Monday, June 23, 2014

Passion

I have been thinking a lot this past year about what makes a good teacher.  For the first time in my career, I have been in the position where I am evaluating a teacher based on a year's worth of work.  It is something that I think is still very difficult to define.  Sure you can set rubrics of dos and don'ts and see if the teacher is implementing best practices.  I have seen teachers though who do everything right and yet their students still do not learn.  I have also seen teachers who approach instruction differently and they are very successful.  When I walk into a classroom, within minutes, I can tell whether a teacher does their job well or not.  It is hard to describe.  How do you measure engagement, excitement, energy, passion?  How do you truly measure learning?  These are all things I have been grappling with this year. 
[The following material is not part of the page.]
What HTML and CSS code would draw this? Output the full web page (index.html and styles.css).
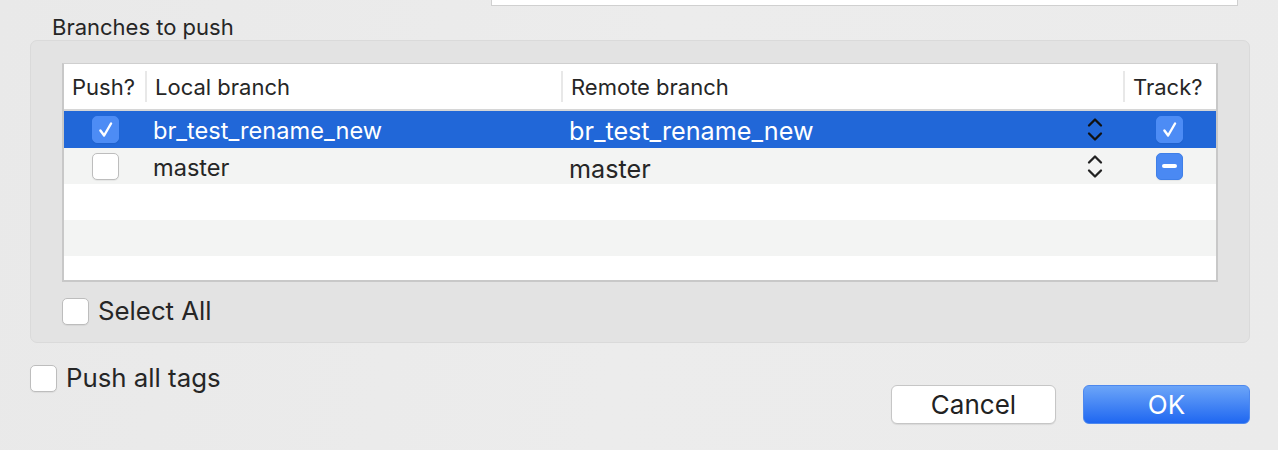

I think the thing I took away from all this is that there is not a magic recipe to making a great teacher.  Sure there are basic principles that most good teachers follow.  There is not a prescription however.  Good teachers are constantly doing things differently.  What does make a good teacher however is how passionately they approach their work.  Kids are smart and extremely perceptive.  They know when their teacher cares about them.  They can tell when teaching is more than just a job to that teacher.  They can also tell when a teacher has given up or is just trying to make it through the end of the school day.  When the teacher gives up, many times the students do as well. 

I guess the point I am trying to make is to be a Superhero teacher, you have to teach with passion.  I was watching a show about the band Imagine Dragons and a quote from the lead singer Dan Reynolds stuck with me.  He said a piece of advice he was given at one point was that if he was to do music, he couldn't do it just because he wanted to do music.  He had to do it because he had to do music.  There is power in that.  To him music had to be his calling in life.  It couldn't be just hobby or a fun job that he wanted to do.  He needed to approach his music with passion.  I feel the same way about teaching.  There are very few professions where you make a lifelong impact everyday you go to work.  There is a huge responsibility in that and if you are not invested in it, it will show in your work.  The kids will know.  One of the things I am constantly thinking is that as a teacher, you will be remembered forever.  What do you want the students to remember about you? 

Thursday, June 19, 2014

What is a teacher?

I know I haven't posted in a while so there are a lot of different things that I have been thinking about over the last few months.  Since I last posted, I have graduated with my Master's degree, finished the school year, started summer work on curriculum and other administrative items, presented at TEPSA about 21st Century Learning and Social and Emotional Learning among other things.  All this change has given time to reflect on what I am doing and why I am doing it.  It has given me the opportunity to reset and recalibrate my educational expectations.

About a month ago I was having a conversation with my wife (or complaining to her would be more accurate) about how as an administrator, I sometimes am not seen as a teacher anymore.  Her response was something like, "well you aren't a teacher anymore."  I got rather defensive when she said this.  Of course I am a teacher.  I may not have my own classroom and students, but that doesn't mean I stopped being a teacher.  My response to her was, "The day I stop being a teacher, is the day I should stop being an administrator."  I mean that too.  One of the problems I feel a lot of school have is that the leadership, whether it is campus leadership or central office, at some point along the way stop being teachers.  They start to view their role as something else, something loosely connected to education.  My first and most important responsibility is ensure that students learn.  That is the job of a teacher.  If I am not doing that as an administrator, then I don't believe I am doing my job.

So I am interested in other people's thoughts.  What is a teacher?  How should we define that?  Where do campus leaders fit in that discussion?